Жизнь темная, глухая, в далекой дали от мира. Тараканы наполняли ночью тревожным шорохом избу, ползали по столу, по кровати, по лицу. Приходилось время от времени выселяться на день два и открывать настежь двери на 30-градусный мороз. Летом мучила мошкара. Она заедала насмерть корову, заблудившуюся в лесу. Крестьяне носили на лицах сетки из конского волоса, смазанного дегтем. Весною и осенью село утопало в грязи. (…) Я изучал Маркса, сгоняя тараканов с его страниц».
Марксизма в книге, кстати, не очень много — в этом труде Троцкий, сжалившись над массовым читателем, описывает свои воззрения на классовую борьбу мельком, оставив теоретические изыскания для других трудов.
Парадоксальным образом идеология Троцкого — вообще не самое главное в этой книге, хотя все, что делает автор, он же главный герой — это агитирует рабочих, издает газеты, ругается с другими социалистами, садится в тюрьмы и из тюрем бежит, безостановочно перемещаясь по планете, а потом пишет декреты, снова агитирует, разъезжает на спецбронепоезде, воюет, приказывает, управляет… Для того, чтобы получить удовольствие от «Моей жизни», быть леваком совсем необязательно. Примерно так же, как необязательно быть оторванным битником вроде Джека Керуака, чтобы полюбить роман «В дороге» — за этими неугомонными типами просто интересно следить. Сидя на диване.
Чего нет в этой книге? Объективности.

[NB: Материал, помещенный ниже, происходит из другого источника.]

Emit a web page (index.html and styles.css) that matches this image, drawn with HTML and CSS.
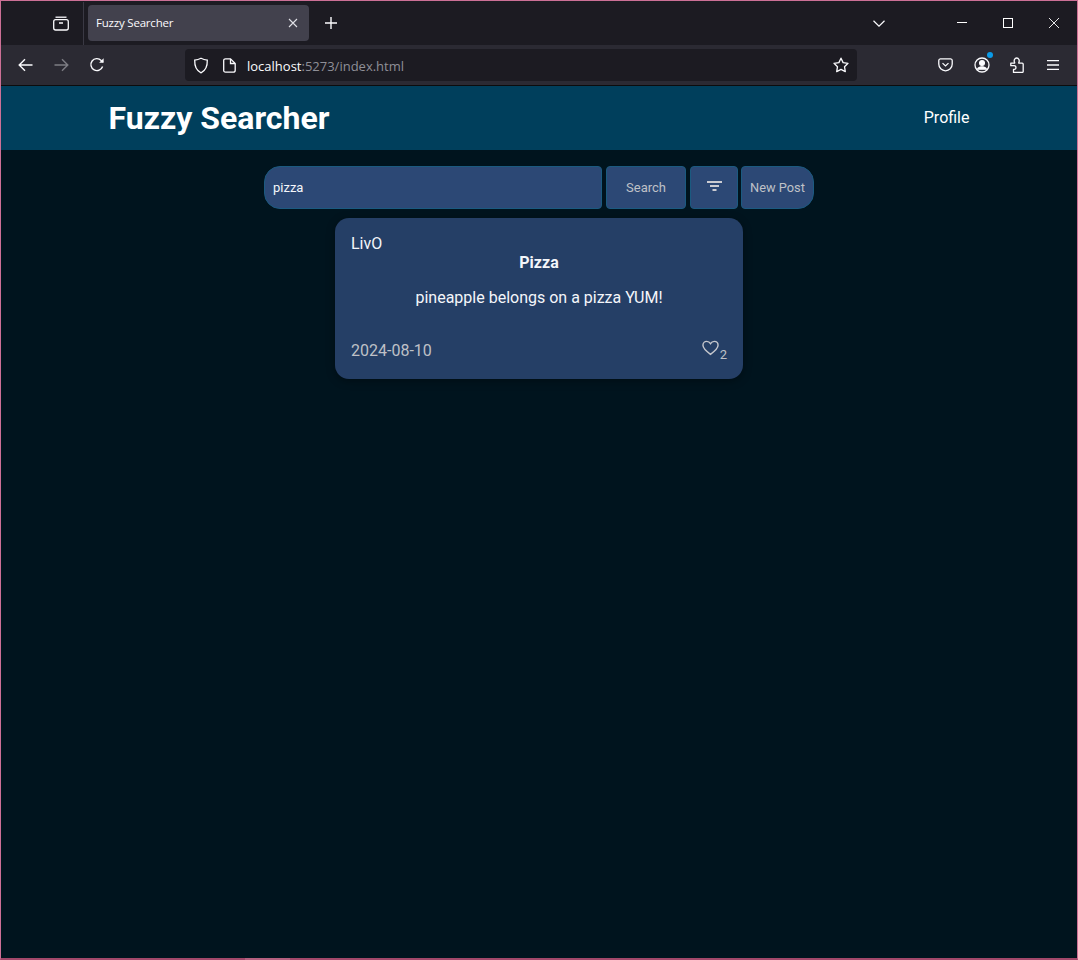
FILE: index.html
```html
<!DOCTYPE html>
<html lang="en">
<head>
<meta charset="utf-8">
<title>Fuzzy Searcher</title>
<link rel="stylesheet" href="styles.css">
</head>
<body>
<div class="window">
  <div class="tabbar">
    <div class="tabbar-left">
      <svg class="ico" width="18" height="18" viewBox="0 0 18 18" fill="none" stroke="#fbfbfe" stroke-width="1.3"><path d="M3.5 3.2h11"/><rect x="1.7" y="5.7" width="14.6" height="10.3" rx="2"/><path d="M7 9h4" stroke-width="1.5"/></svg>
    </div>
    <div class="tab">
      <span class="tab-title">Fuzzy Searcher</span>
      <svg width="10" height="10" viewBox="0 0 10 10" stroke="#e0e0e6" stroke-width="1.1"><path d="M1 1l8 8M9 1l-8 8"/></svg>
    </div>
    <svg class="newtab" width="14" height="14" viewBox="0 0 14 14" stroke="#fbfbfe" stroke-width="1.4"><path d="M7 1v12M1 7h12"/></svg>
    <div class="tabbar-right">
      <svg class="chev" width="12" height="7" viewBox="0 0 12 7" fill="none" stroke="#fbfbfe" stroke-width="1.2"><path d="M.5 .8L6 6.200 11.500 .8"/></svg>
      <div class="winbtns">
        <svg width="10" height="10" viewBox="0 0 10 10" stroke="#fff"><path d="M0 4.500h10"/></svg>
        <svg width="10" height="10" viewBox="0 0 10 10" fill="none" stroke="#fff"><rect x=".5" y=".5" width="9" height="9"/></svg>
        <svg width="10" height="10" viewBox="0 0 10 10" stroke="#fff" stroke-width=".9"><path d="M0 0l10 10M10 0L0 10"/></svg>
      </div>
    </div>
  </div>
  <div class="toolbar">
    <div class="nav">
      <svg width="15" height="14" viewBox="0 0 15 14" fill="none" stroke="#fbfbfe" stroke-width="1.4"><path d="M14.500 7H1.500M7 1.200L1.200 7 7 12.800"/></svg>
      <svg width="15" height="14" viewBox="0 0 15 14" fill="none" stroke="#7d7d84" stroke-width="1.4"><path d="M.5 7h13M8 1.200L13.800 7 8 12.800"/></svg>
      <svg width="16" height="16" viewBox="0 0 16 16" fill="none" stroke="#fbfbfe" stroke-width="1.4"><path d="M13.600 9.500A6 6 0 1 1 12.200 3.400L14 5"/><path d="M14.600 1.200v4.500h-4.500z" fill="#fbfbfe" stroke="none"/></svg>
    </div>
    <div class="urlbar">
      <svg width="16" height="17" viewBox="0 0 16 17" fill="none" stroke="#fbfbfe" stroke-width="1.3"><path d="M8 1.200c2 1.100 4 1.700 6.300 1.900.2 6-1.600 10.600-6.300 12.700C3.300 13.700 1.500 9.100 1.700 3.100 4 2.900 6 2.300 8 1.200z"/></svg>
      <svg class="pageico" width="13" height="15" viewBox="0 0 13 15" fill="none" stroke="#fbfbfe" stroke-width="1.3"><path d="M2.500 .8h5l4.700 4.700v6.700a2 2 0 0 1-2 2H2.500a1.800 1.800 0 0 1-1.800-2V2.600A1.800 1.800 0 0 1 2.500 .8z"/><path d="M7.500 1v4.500h4.500"/></svg>
      <span class="url">localhost<span class="url-dim">:5273/index.html</span></span>
      <svg class="star" width="16" height="16" viewBox="0 0 16 16" fill="none" stroke="#fbfbfe" stroke-width="1.3"><path d="M8 1.200l2.100 4.400 4.900.7-3.500 3.400.8 4.900L8 12.400l-4.300 2.200.8-4.900L1 6.300l4.900-.7z" stroke-linejoin="round"/></svg>
    </div>
    <div class="tools">
      <svg width="15" height="14" viewBox="0 0 16 15" fill="none" stroke="#fbfbfe" stroke-width="1.4"><path d="M2.500 1h11A1.800 1.800 0 0 1 15.200 2.800V6.500a7.200 7.200 0 0 1-14.400 0V2.800A1.800 1.800 0 0 1 2.500 1z"/><path d="M4.800 5.500L8 8.500l3.200-3"/></svg>
      <span class="account">
        <svg width="16" height="16" viewBox="0 0 16 16" fill="none" stroke="#fbfbfe" stroke-width="1.3"><circle cx="8" cy="8" r="7"/><circle cx="8" cy="6" r="2.400" fill="#fbfbfe"/><path d="M3.500 12.200c.8-1.800 2.300-2.400 4.500-2.400s3.700.6 4.500 2.400z" fill="#fbfbfe"/></svg>
        <span class="dot"></span>
      </span>
      <svg width="14" height="16" viewBox="0 0 14 16" fill="none" stroke="#fbfbfe" stroke-width="1.3" stroke-linejoin="round"><path d="M.8 6.200h3.400c.5 0 .7-.5.4-.9C3.600 3.800 4.600 1 6.700 1s3.100 2.800 2.100 4.300c-.3.400-.1.900.4.900h3a1 1 0 0 1 1 1v7.200a1 1 0 0 1-1 1H3.500v-3h.8c2.200 0 2.200-3.700 0-3.700H.8z"/></svg>
      <svg width="12" height="10" viewBox="0 0 12 10" stroke="#fbfbfe" stroke-width="1.3"><path d="M0 .7h12M0 5h12M0 9.300h12"/></svg>
    </div>
  </div>
  <main class="page">
    <header class="site-header">
      <h1 class="brand">Fuzzy Searcher</h1>
      <a class="profile">Profile</a>
    </header>
    <div class="searchrow">
      <div class="field search-input">pizza</div>
      <button class="field btn btn-search">Search</button>
      <button class="field btn btn-filter">
        <svg class="filter-ico" width="15" height="10" viewBox="0 0 15 10" stroke="#cbccd2" stroke-width="1.8"><path d="M0 1h15M3 5h9M5.500 9h4"/></svg>
      </button>
      <button class="field btn btn-new">New Post</button>
    </div>
    <article class="card">
      <div class="author">LivO</div>
      <h2 class="title">Pizza</h2>
      <p class="body">pineapple belongs on a pizza YUM!</p>
      <div class="card-foot">
        <span class="date">2024-08-10</span>
        <span class="likes">
          <svg class="heart" width="17" height="16" viewBox="0 0 18 16" fill="none" stroke="#c4c6cc" stroke-width="1.5"><path d="M9 14.700C4 11 1 8.300 1 5.100 1 2.700 2.800 1 5 1c1.700 0 3.100.9 4 2.400C9.900 1.900 11.300 1 13 1c2.200 0 4 1.700 4 4.100 0 3.200-3 5.900-8 9.600z"/></svg>
          <span class="count">2</span>
        </span>
      </div>
    </article>
  </main>
  <div class="peek"></div>
</div>
</body>
</html>
```
FILE: styles.css
```css
* { box-sizing: border-box; }
html, body { margin: 0; padding: 0; height: 100%; }
body { background: #00141e; overflow: hidden; }
svg { display: block; flex: none; }

.window {
  position: relative;
  width: 1078px;
  height: 960px;
  display: flex;
  flex-direction: column;
  border: 1px solid #cc7096;
  border-bottom: 2px solid #a2486a;
}
.peek {
  position: absolute;
  left: 244px;
  bottom: -2px;
  width: 45px;
  height: 2px;
  background: #b4607f;
}

.tabbar {
  height: 44px;
  flex: none;
  background: #1c1b22;
  display: flex;
  align-items: center;
  font-family: "Open Sans", "Noto Sans", sans-serif;
}
.tabbar-left {
  width: 83px;
  height: 43px;
  flex: none;
  display: flex;
  align-items: center;
  justify-content: flex-end;
  padding-right: 13px;
  border-right: 1px solid #3a3944;
}
.tab {
  width: 221px;
  height: 36px;
  margin-left: 4px;
  margin-top: -1px;
  flex: none;
  background: #42414d;
  border-radius: 4px;
  display: flex;
  align-items: center;
  justify-content: space-between;
  padding: 0 11px 0 8px;
}
.tab-title { color: #fbfbfe; font-size: 11.5px; letter-spacing: -.2px; }
.newtab { margin-left: 15px; }
.tabbar-right {
  flex: 1;
  display: flex;
  align-items: center;
  justify-content: flex-end;
}
.chev { margin-right: 72px; }
.winbtns { display: flex; gap: 36px; margin-right: 18px; }

.toolbar {
  height: 41px;
  flex: none;
  background: #2b2a33;
  border-bottom: 1px solid #0c0c0d;
  display: flex;
  align-items: center;
}
.nav {
  width: 184px;
  flex: none;
  display: grid;
  grid-template-columns: repeat(3, 36px);
  justify-items: center;
  align-items: center;
  padding-left: 6px;
}
.urlbar {
  width: 672px;
  height: 32px;
  flex: none;
  background: #1c1b22;
  border-radius: 4px;
  display: flex;
  align-items: center;
  padding: 0 8px;
  font-family: "Open Sans", "Noto Sans", sans-serif;
}
.pageico { margin-left: 14px; }
.url { margin: 2px 0 0 11px; flex: 1; color: #fbfbfe; font-size: 13px; }
.url-dim { color: #8f8f97; }
.tools {
  flex: 1;
  display: grid;
  grid-template-columns: repeat(4, 36px);
  justify-items: center;
  align-items: center;
  padding-left: 70px;
}
.account { position: relative; display: block; margin-left: 1px; }
.dot {
  position: absolute;
  top: -5px;
  right: -3px;
  width: 6px;
  height: 6px;
  border-radius: 50%;
  background: #0a9be8;
}

.page {
  flex: 1;
  background: #00141e;
  font-family: Roboto, "Liberation Sans", sans-serif;
  color: #f4f6fa;
}
.site-header {
  height: 64px;
  background: #003f5c;
  display: flex;
  align-items: center;
  justify-content: space-between;
  padding: 0 107.5px 0 107.5px;
}
.brand {
  margin: 0;
  font-size: 32px;
  font-weight: 700;
  color: #fff;
}
.profile { font-size: 16px; color: #fff; margin-top: -2px; }

.searchrow {
  display: flex;
  justify-content: center;
  gap: 4px;
  margin: 16px 0 9px;
}
.field {
  height: 43px;
  background: #2c4875;
  border: 1px solid #1b5a80;
  border-radius: 4px;
  font-family: Roboto, "Liberation Sans", sans-serif;
  font-size: 13px;
  color: #bfc1c7;
}
.search-input {
  width: 338px;
  display: flex;
  align-items: center;
  padding-left: 8px;
  color: #f4f6fa;
  border-radius: 16px 4px 4px 16px;
}
.btn { padding: 0; margin: 0; display: flex; align-items: center; justify-content: center; }
.btn-search { width: 80px; }
.btn-filter { width: 48px; }
.filter-ico { margin-top: -3px; }
.btn-new { width: 73px; margin-left: -1px; border-radius: 4px 16px 16px 4px; font-size: 12.8px; }

.card {
  width: 408px;
  height: 161px;
  margin: 0 auto;
  background: #253f66;
  border-radius: 14px;
  padding: 16px;
  display: flex;
  flex-direction: column;
  box-shadow: 0 2px 8px rgba(0, 0, 0, .35);
}
.author { font-size: 16px; line-height: 19px; }
.title { margin: 0; text-align: center; font-size: 16px; font-weight: 700; line-height: 19px; }
.body { margin: 16px 0 0; text-align: center; font-size: 16px; line-height: 19px; }
.card-foot {
  margin-top: auto;
  margin-bottom: 2px;
  display: flex;
  justify-content: space-between;
  align-items: center;
  color: #bfc1c7;
}
.date { font-size: 16px; line-height: 19px; }
.likes { display: flex; align-items: flex-start; gap: 1px; }
.count { font-size: 13px; line-height: 13px; margin-top: 8px; }
```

И это нужно помнить на каждой странице — иначе легко попасть под каток авторского обаяния и побежать записываться в один из троцкистских интернационалов. Недаром в русском языке сохранилось выражение «****** (врет), как Троцкий»…
Как и почти любая автобиография, труд Троцкого в некотором роде представляет собой упражнение на тему «я д’Артаньян, все пидорасы». В общем, неудивительно: Лев Давидович еще в Алма-Ате начал свой крестовый поход против сталинизма, настолько ярый, что в итоге Иосиф Виссарионович его все-таки зацепит ледорубом.
Сталину в книге достается крепко: он и предатель дела революции, и «самая выдающаяся посредственность нашей партии» (крылатая фраза, запущенная именно Троцким), и, конечно, узурпатор ленинского наследия. Соответственно, себя Троцкий представляет как истинного хранителя этого наследия, друга и товарища Ленина на все времена, правую руку и главного помощника. Местами этот идеальный bromance балансирует на грани эротического:
«Власть завоевана, по крайней мере в Петрограде. Ленин еще не успел переменить свой воротник. На уставшем лице бодрствуют ленинские глаза. Он смотрит на меня дружественно, мягко, с угловатой застенчивостью, выражая внутреннюю близость. «Знаете, — говорит он нерешительно, — сразу после преследований и подполья к власти… — он ищет выражения, — es schwindelt», — переходит он неожиданно на немецкий язык и показывает рукой вокруг головы. Мы смотрим друг на друга и чуть смеемся».
Суровая реальность была несколько другой. Действительно, во время Октябрьской революции Ленин и Троцкий, два главных лидера большевиков, работали вместе и слаженно — но далеко не всегда все было так хорошо. Например, в 1911-1912 гг., когда большевики сидели в Европе изгнанниками и даже не мечтали о власти в России, поглощенные внутрипартийными склоками, Ленин (лидер большевиков) и Троцкий (какое-то время поддерживавший меньшевиков) собачились только так: Ленин в заметке назвал Троцкого «иудушкой», что потом с удовольствием подхватила сталинская пропаганда. Сам автор «Моей жизни» не вспоминает ни слова об этих склоках. Было бы ошибкой относиться к автобиографии Троцкого как к объективной хронике — для него книга была оружием в политической борьбе. На необъективность он и сам намекает в предисловии:
«Память не автоматический счетчик. Она меньше всего бескорыстна. Нередко она выталкивает из себя или отодвигает в темный угол такие эпизоды, какие невыгодны контролирующему ее жизненному инстинкту, чаще всего под углом зрения самолюбия».
Что в сухом остатке? Яркая, интересная книга о жизни важного человека, написанная от первого лица. Необъективна, но зажигает интерес к объекту исследования (и Троцкому лично, и революции в целом), и после нее вполне можно садиться за более серьезные и научные труды — было бы желание.